11. The Baker precedent is on point for it decided a pro-SSM complaint. The US Supreme Court's ruling takes the form of a one sentence rejection. This summary ruling was not accompanied by a long explaination of the court's reasoning, however it was decided on the merits of the case "for want of a substantial federal question". The US Supreme Court weighed the due process and equal protection arguments and ruled that the man-woman marriage law is constitutional.

12. Baker is thus binding on lower courts. Judge Walker should not have proceeded with a trial in his courtroom since the question of law was clearly decided. The Appeals Court is also duty bound. Only the US Supreme Court, if it took the case upon appeal, could overrule or refine its previous decisions.

* * *

US Supreme Court.

13. A Justice on the US Supreme Court could choose to be less deferential with a a precedent that took the form of a summary ruling than he or she might ordinarily be with a US Supreme Court ruling that had included consideration of written briefs and oral arguments and that had produced written opinion(s). In other words, for the US Supreme Court Justices, the ordinary rules of stare decisis don't apply to Baker which is a summary ruling with just one line.

14. The US Supreme Court is in control of what cases it takes. I think it is likely that if, as I expect, the appellate judges favor the defendants on the question of law, the high court is not going to take this case.

15. On the other hand, if the Court of Appeals decides for the plaintiffs, then, the US Supreme Court will almost certainly take the case because one region of the country would be governed by a new version of federal law on this matter while the rest would be governed by the status quo.

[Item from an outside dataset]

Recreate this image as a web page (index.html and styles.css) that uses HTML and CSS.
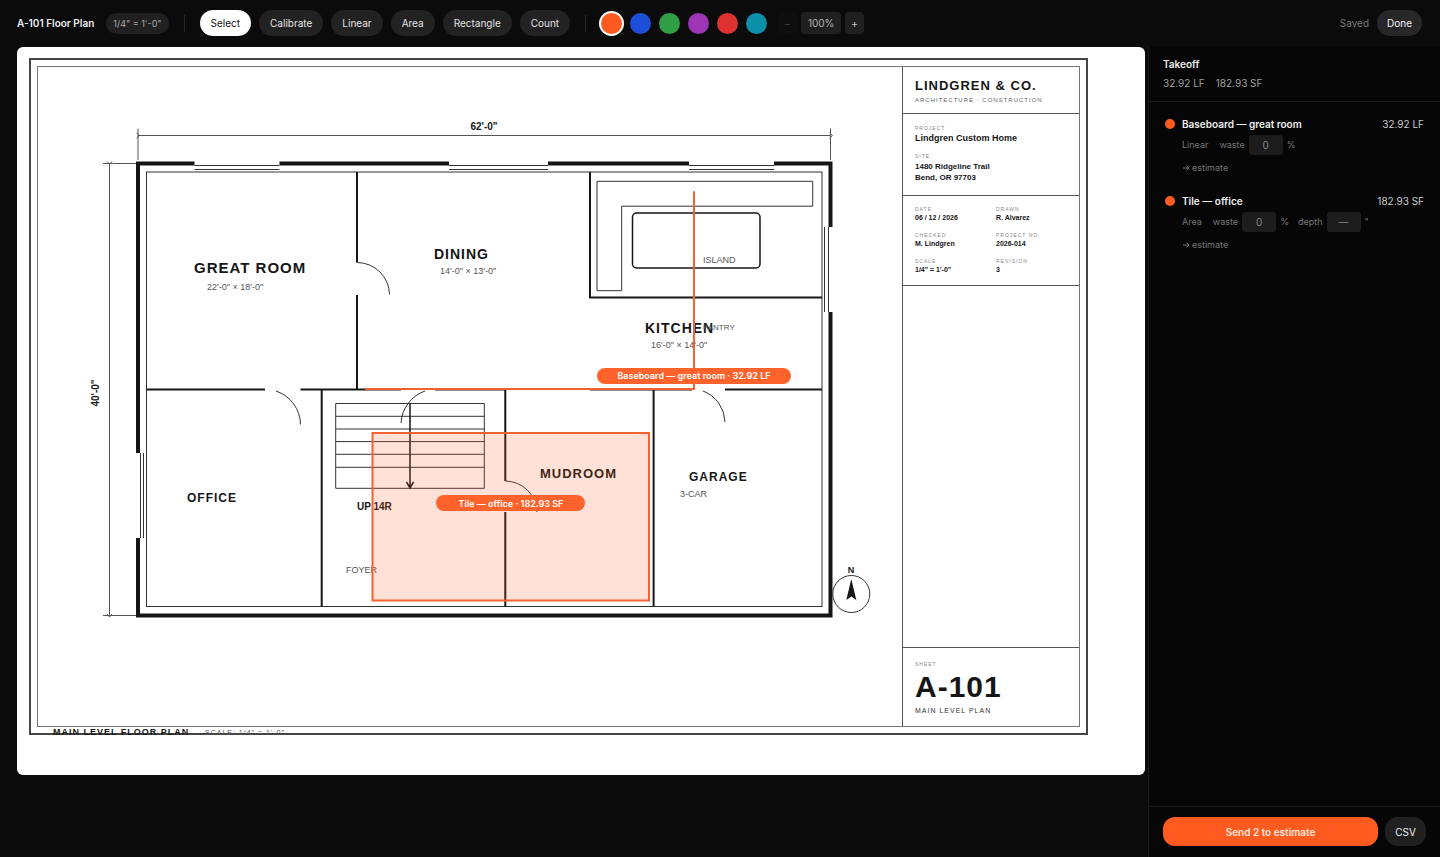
FILE: index.html
```html
<!DOCTYPE html>
<html lang="en">
<head>
<meta charset="utf-8">
<title>A-101 Floor Plan</title>
<link rel="stylesheet" href="styles.css">
</head>
<body class="app">
<header class="toolbar">
  <h1 class="doc-title">A-101 Floor Plan</h1>
  <span class="scale-chip">1/4" = 1'-0"</span>
  <span class="divider"></span>
  <nav class="tools" aria-label="Tools">
    <button class="pill pill-active" type="button">Select</button>
    <button class="pill" type="button">Calibrate</button>
    <button class="pill" type="button">Linear</button>
    <button class="pill" type="button">Area</button>
    <button class="pill" type="button">Rectangle</button>
    <button class="pill" type="button">Count</button>
  </nav>
  <span class="divider"></span>
  <div class="swatches">
    <button class="swatch swatch-orange swatch-active" type="button" aria-label="Orange"></button>
    <button class="swatch swatch-blue" type="button" aria-label="Blue"></button>
    <button class="swatch swatch-green" type="button" aria-label="Green"></button>
    <button class="swatch swatch-purple" type="button" aria-label="Purple"></button>
    <button class="swatch swatch-red" type="button" aria-label="Red"></button>
    <button class="swatch swatch-teal" type="button" aria-label="Teal"></button>
  </div>
  <div class="zoom">
    <button class="zoom-btn" type="button" aria-label="Zoom out" disabled>−</button>
    <button class="zoom-btn zoom-value" type="button">100%</button>
    <button class="zoom-btn" type="button" aria-label="Zoom in">+</button>
  </div>
  <span class="saved">Saved</span>
  <button class="pill pill-done" type="button">Done</button>
</header>

<div class="workspace">
<main class="canvas">
  <div class="sheet">
    <div class="frame">
      <div class="frame-inner">
        <svg class="plan" viewBox="38 67 864 659" role="img" aria-label="Main level floor plan">
          <!-- dimension lines -->
          <g class="thin">
            <path d="M138 135.500H830.500M138 128.500V160M830.500 128.500V160M136.500 133L139.500 135.500L136.500 138M829.500 133L832.500 135.500L829.500 138"/>
            <path d="M109.500 163.500V615.500M103 163.500H136M103 615.500H136M107 161.500L109.500 164.500L112 161.500M107 614L109.500 617L112 614"/>
          </g>
          <!-- exterior shell -->
          <rect class="shell" x="138" y="163.500" width="692.500" height="452"/>
          <rect class="line" x="146.500" y="172" width="675.500" height="434.500"/>
          <!-- windows -->
          <g class="opening">
            <rect x="194.500" y="161" width="85" height="6"/><rect x="449" y="161" width="99" height="6"/><rect x="689" y="161" width="85" height="6"/>
            <rect x="827" y="227" width="6" height="85"/><rect x="135" y="453" width="6" height="85"/>
          </g>
          <path class="line" d="M194.500 165.500H279.500M194.500 169.500H279.500M449 165.500H548M449 169.500H548M689 165.500H774M689 169.500H774M828.500 227V312M824.500 227V312M140.500 453V538M143.500 453V538"/>
          <!-- interior walls -->
          <path class="wall" d="M357 172V262.500M357 295V389.500M146.500 389.500H265M300.500 389.500H401M435 389.500H505M590 389.500H692M725 389.500H822M590 172V297.500H822M321.700 389.500V606.500M505.300 389.500V481M505.300 512V606.500M653.600 389.500V606.500"/>
          <!-- door swings -->
          <path class="line" d="M357 262.500A32.500 32.500 0 0 1 389.500 294.500M276 391A36 36 0 0 1 300.500 424.500M425 391A36 36 0 0 0 401 423M703 391A34 34 0 0 1 725 422M505.500 481A32 32 0 0 1 537 512"/>
          <!-- kitchen -->
          <path class="line" d="M597 181.300H812.700V206.200H621.700V290.700H597Z"/>
          <rect class="line heavy" x="632.500" y="213" width="127.500" height="55" rx="4"/>
          <!-- stairs -->
          <path class="line" d="M335.700 403.500H484.300V488.300H335.700ZM335.700 416.300H484M335.700 429H484M335.700 441.600H484M335.700 454.300H484M335.700 467.300H484"/>
          <path class="line heavy" d="M410 403.500V488M406.500 482L410 488L413.500 482"/>
          <!-- north arrow -->
          <circle class="line" cx="851.300" cy="594" r="18.500"/>
          <path class="ink" d="M851.300 579L856.300 600L851.300 596.500L846.300 600Z"/>
          <text class="north" x="851" y="573">N</text>

          <text class="dim-total" x="484" y="130">62'-0"</text>
          <text class="dim-total" transform="translate(99 393) rotate(-90)">40'-0"</text>
          <text class="room room-lg" x="194" y="273">GREAT ROOM</text>
          <text class="note" x="207" y="290">22'-0" × 18'-0"</text>
          <text class="room room-md" x="434" y="259">DINING</text>
          <text class="note" x="440" y="274">14'-0" × 13'-0"</text>
          <text class="room room-md" x="645" y="333">KITCHEN</text>
          <text class="note" x="651" y="348">16'-0" × 14'-0"</text>
          <text class="note" x="703" y="263">ISLAND</text>
          <text class="note note-sm" x="703" y="330">PANTRY</text>
          <text class="room room-sm" x="187" y="502">OFFICE</text>
          <text class="room" x="540" y="478">MUDROOM</text>
          <text class="room room-sm" x="689" y="481">GARAGE</text>
          <text class="note" x="680" y="497">3-CAR</text>
          <text class="note" x="346" y="573">FOYER</text>
          <text class="stair-label" x="357" y="510">UP 14R</text>
          <text class="caption" x="53" y="735">MAIN LEVEL FLOOR PLAN</text>
          <text class="caption-scale" x="205" y="735">SCALE: 1/4" = 1'-0"</text>

          <!-- takeoff overlay -->
          <rect class="area" x="372.500" y="433" width="276.500" height="167.500"/>
          <path class="run" d="M366 389H694V192"/>
          <rect class="tag" x="597" y="368" width="194" height="16" rx="8"/>
          <text class="tag-text" x="694" y="379">Baseboard — great room · 32.92 LF</text>
          <rect class="tag" x="436" y="495" width="149" height="16" rx="8"/>
          <text class="tag-text" x="511" y="507">Tile — office · 182.93 SF</text>
        </svg>

        <div class="title-block">
          <div class="tb-firm">
            <div class="firm">LINDGREN &amp; CO.</div>
            <div class="firm-sub">ARCHITECTURE · CONSTRUCTION</div>
          </div>
          <dl class="tb-project">
            <div><dt>PROJECT</dt><dd>Lindgren Custom Home</dd></div>
            <div><dt>SITE</dt><dd class="site">1480 Ridgeline Trail<br>Bend, OR 97703</dd></div>
          </dl>
          <dl class="tb-meta">
            <div><dt>DATE</dt><dd>06 / 12 / 2026</dd></div>
            <div><dt>DRAWN</dt><dd>R. Alvarez</dd></div>
            <div><dt>CHECKED</dt><dd>M. Lindgren</dd></div>
            <div><dt>PROJECT NO.</dt><dd>2026-014</dd></div>
            <div><dt>SCALE</dt><dd>1/4" = 1'-0"</dd></div>
            <div><dt>REVISION</dt><dd>3</dd></div>
          </dl>
          <div class="tb-sheet">
            <div class="tb-label">SHEET</div>
            <div class="sheet-no">A-101</div>
            <div class="sheet-name">MAIN LEVEL PLAN</div>
          </div>
        </div>
      </div>
    </div>
  </div>
</main>

<aside class="panel">
  <div class="panel-head">
    <h2 class="panel-title">Takeoff</h2>
    <div class="totals"><span>32.92 LF</span><span>182.93 SF</span></div>
  </div>
  <ul class="items">
    <li class="item">
      <span class="dot"></span>
      <span class="item-name">Baseboard — great room</span>
      <span class="item-qty">32.92 LF</span>
      <div class="item-fields">
        <span class="kind">Linear</span>
        <label class="field" for="waste1">waste</label><input class="num" id="waste1" placeholder="0"><span>%</span>
      </div>
      <button class="link" type="button"><svg class="arrow" viewBox="0 0 8 8" aria-hidden="true"><path d="M1 4H7M4.500 1.500L7 4L4.500 6.500"/></svg>estimate</button>
    </li>
    <li class="item">
      <span class="dot"></span>
      <span class="item-name">Tile — office</span>
      <span class="item-qty">182.93 SF</span>
      <div class="item-fields">
        <span class="kind">Area</span>
        <label class="field" for="waste2">waste</label><input class="num" id="waste2" placeholder="0"><span class="pct">%</span>
        <label class="field" for="depth2">depth</label><input class="num" id="depth2" placeholder="—"><span>"</span>
      </div>
      <button class="link" type="button"><svg class="arrow" viewBox="0 0 8 8" aria-hidden="true"><path d="M1 4H7M4.500 1.500L7 4L4.500 6.500"/></svg>estimate</button>
    </li>
  </ul>
  <div class="panel-foot">
    <button class="send" type="button">Send 2 to estimate</button>
    <button class="csv" type="button">CSV</button>
  </div>
</aside>
</div>
</body>
</html>
```
FILE: styles.css
```css
* { box-sizing: border-box; }

.app {
  margin: 0;
  min-height: 100vh;
  display: flex;
  flex-direction: column;
  background: #0b0b0b;
  color: #eee;
  font: 11px/16px Inter, "Liberation Sans", sans-serif;
}

button, input { font: inherit; color: inherit; border: 0; margin: 0; }
h1, h2, ul, dl, dd { margin: 0; padding: 0; }

/* Toolbar */
.toolbar {
  display: flex;
  align-items: center;
  height: 46px;
  padding: 0 18px 0 17px;
  font-size: 10px;
}
.doc-title { font-size: 10px; font-weight: 600; white-space: nowrap; }
.scale-chip {
  margin-left: 12px;
  padding: 0 7px;
  border-radius: 11px;
  background: #202020;
  color: #aaa;
  font-size: 9px;
  line-height: 21px;
  white-space: nowrap;
}
.divider { width: 1px; height: 17px; margin: 0 15px; background: #282828; }
.tools { display: flex; gap: 8px; }
.pill {
  height: 26px;
  padding: 0 11px;
  border-radius: 13px;
  background: #222;
  color: #e4e4e4;
}
.pill-active { background: #fff; color: #111; }
.pill-done { margin-left: 8px; padding: 0 10px; color: #f4f4f4; background: #272727; }
.swatches { display: flex; gap: 8px; }
.swatch { width: 21px; height: 21px; padding: 0; border-radius: 50%; }
.swatch-active { box-shadow: 0 0 0 2px #fff; }
.swatch-orange { background: #ff5a1f; }
.swatch-blue { background: #1d4ed8; }
.swatch-green { background: #2f9e44; }
.swatch-purple { background: #9c36b5; }
.swatch-red { background: #e03131; }
.swatch-teal { background: #0c8fa8; }
.zoom { display: flex; gap: 4px; margin-left: 11px; }
.zoom-btn {
  width: 19px;
  height: 22px;
  padding: 0;
  border-radius: 4px;
  background: #202020;
  color: #ccc;
}
.zoom-btn:disabled { background: #0e0e0e; color: #444; }
.zoom-value { width: 40px; color: #b4b4b4; }
.saved { margin-left: auto; color: #777; }

/* Drawing sheet */
.workspace { flex: 1; display: flex; }
.canvas { flex: 1; min-width: 0; padding: 1px 3px 0 17px; }
.sheet {
  padding: 11px 57px 40px 12px;
  border-radius: 6px;
  background: #fff;
  color: #161616;
  font-family: "Liberation Sans", Arial, sans-serif;
}
.frame { padding: 6px; border: 2px solid #454545; }
.frame-inner { display: flex; border: 1px solid #777; }
.plan { flex: 1; min-width: 0; display: block; overflow: visible; }

.plan .thin { fill: none; stroke: #555; stroke-width: 1; }
.plan .line { fill: none; stroke: #333; stroke-width: 1; }
.plan .heavy { stroke: #161616; stroke-width: 1.5; }
.plan .wall { fill: none; stroke: #161616; stroke-width: 2; }
.plan .shell { fill: none; stroke: #161616; stroke-width: 4; }
.plan .opening { fill: #fff; }
.plan .ink { fill: #161616; }
.plan text { fill: #161616; }
.plan .room { font-size: 13px; font-weight: 700; letter-spacing: 1px; }
.plan .room-sm { font-size: 12px; }
.plan .room-md { font-size: 14px; }
.plan .room-lg { font-size: 15px; }
.plan .note { font-size: 9px; fill: #555; }
.plan .note-sm { font-size: 8px; }
.plan .stair-label { font-size: 10px; font-weight: 700; }
.plan .dim-total { font-size: 10px; font-weight: 700; text-anchor: middle; }
.plan .north { font-size: 9px; font-weight: 700; text-anchor: middle; }
.plan .caption { font-size: 9px; font-weight: 700; letter-spacing: 1px; }
.plan .caption-scale { font-size: 7px; letter-spacing: 1px; fill: #555; }
.plan .area { fill: #ff5a1f; fill-opacity: 0.18; stroke: #f2632f; stroke-width: 2; }
.plan .run { fill: none; stroke: #f2632f; stroke-width: 2; stroke-linejoin: round; stroke-linecap: round; }
.plan .tag { fill: #ff622b; }
.plan .tag-text {
  fill: #fff;
  font-family: Inter, sans-serif;
  font-size: 9px;
  font-weight: 600;
  text-anchor: middle;
}

/* Title block */
.title-block {
  width: 177px;
  display: flex;
  flex-direction: column;
  border-left: 1px solid #555;
}
.tb-firm { height: 46px; padding: 11px 0 0 12px; }
.firm { font-size: 13px; font-weight: 700; line-height: 16px; letter-spacing: 1px; }
.firm-sub { font-size: 6px; line-height: 12px; letter-spacing: 1px; color: #666; }
dt, .tb-label { font-size: 5px; line-height: 8px; letter-spacing: 1px; color: #888; }
dd { font-weight: 700; }
.tb-project {
  display: flex;
  flex-direction: column;
  gap: 8px;
  padding: 10px 0 12px 12px;
  border-top: 1px solid #555;
  font-size: 9px;
  line-height: 11px;
}
.tb-project dd { padding-top: 1px; }
.tb-project .site { font-size: 8px; }
.tb-meta {
  display: grid;
  grid-template-columns: 1fr 1fr;
  row-gap: 8px;
  padding: 9px 2px 10px 12px;
  border-top: 1px solid #555;
  border-bottom: 1px solid #555;
  font-size: 7px;
  line-height: 10px;
}
.tb-sheet {
  margin-top: auto;
  padding: 12px 0 11px 12px;
  border-top: 1px solid #555;
}
.sheet-no { font-size: 30px; font-weight: 700; line-height: 38px; letter-spacing: 1px; }
.sheet-name { font-size: 7px; line-height: 9px; letter-spacing: 1px; color: #333; }

/* Takeoff panel */
.panel {
  width: 292px;
  display: flex;
  flex-direction: column;
  border-left: 1px solid #1b1b1b;
  background: #060606;
}
.panel-head { height: 56px; padding: 10px 14px; border-bottom: 1px solid #1b1b1b; }
.panel-title { font-size: 10px; font-weight: 600; line-height: 16px; }
.totals { display: flex; gap: 11px; padding-top: 3px; color: #a0a0a0; font-size: 10px; }
.items {
  display: flex;
  flex-direction: column;
  gap: 17px;
  padding: 14px 16px 0 16px;
  list-style: none;
}
.item {
  display: grid;
  grid-template-columns: 10px 1fr auto;
  column-gap: 7px;
  align-items: center;
  color: #777;
  font-size: 9px;
}
.dot { width: 10px; height: 10px; border-radius: 50%; background: #ff5a1f; }
.item-name { color: #eee; font-size: 10px; font-weight: 600; }
.item-qty { color: #ccc; font-size: 10px; }
.item-fields, .link { grid-column: 2 / 4; }
.item-fields { display: flex; align-items: center; padding-top: 3px; }
.kind { margin-right: 11px; }
.pct { margin-right: 9px; }
.num {
  width: 34px;
  height: 20px;
  margin: 0 4px;
  padding: 0;
  border-radius: 3px;
  background: #1c1c1c;
  font-size: 10px;
  text-align: center;
}
.num::placeholder { color: #888; opacity: 1; }
.link {
  display: flex;
  align-items: center;
  gap: 2px;
  justify-self: start;
  margin-top: 5px;
  padding: 0;
  background: none;
  line-height: 16px;
}
.arrow { width: 8px; height: 8px; fill: none; stroke: currentColor; stroke-width: 1; }
.panel-foot {
  display: flex;
  gap: 7px;
  margin-top: auto;
  padding: 10px 14px 11px 14px;
  border-top: 1px solid #1b1b1b;
  font-size: 10px;
}
.send {
  flex: 1;
  height: 29px;
  border-radius: 12px;
  background: #ff5a1f;
  color: #ffe9df;
  font-weight: 600;
}
.csv { width: 41px; height: 29px; padding: 0; border-radius: 13px; background: #202020; }
```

16. What, if anything, has changed since Baker? The 14th has not been rewritten. The Lawrence decision, which deemed anti-sodomy laws to be unconstitutional, was about criminalization of private acts and was not about a license for same-sexed sexual behavior. The "gay marriage" issue -- in terms of the US Supreme Court's constitutional principles -- has not changed since 1972.

Summary.

17. In sum, the fate of the due process and equal protection claims of the plaintiffs is bound by controlling precedent which constrains the lower courts. I think the chances are good that Walker will favor the defendants -- the side that supports the marriage amendment. Also, I think that the Court of Appeals will favor the amendment side no matter what Walker decides. And, if it comes to the US Supreme Court, the country's top justices are likely not to take the case if the appellate judges held to precedent; if the appellate judges decide against the amendment, then, the Supremes are likely to decide against the plaintiffs.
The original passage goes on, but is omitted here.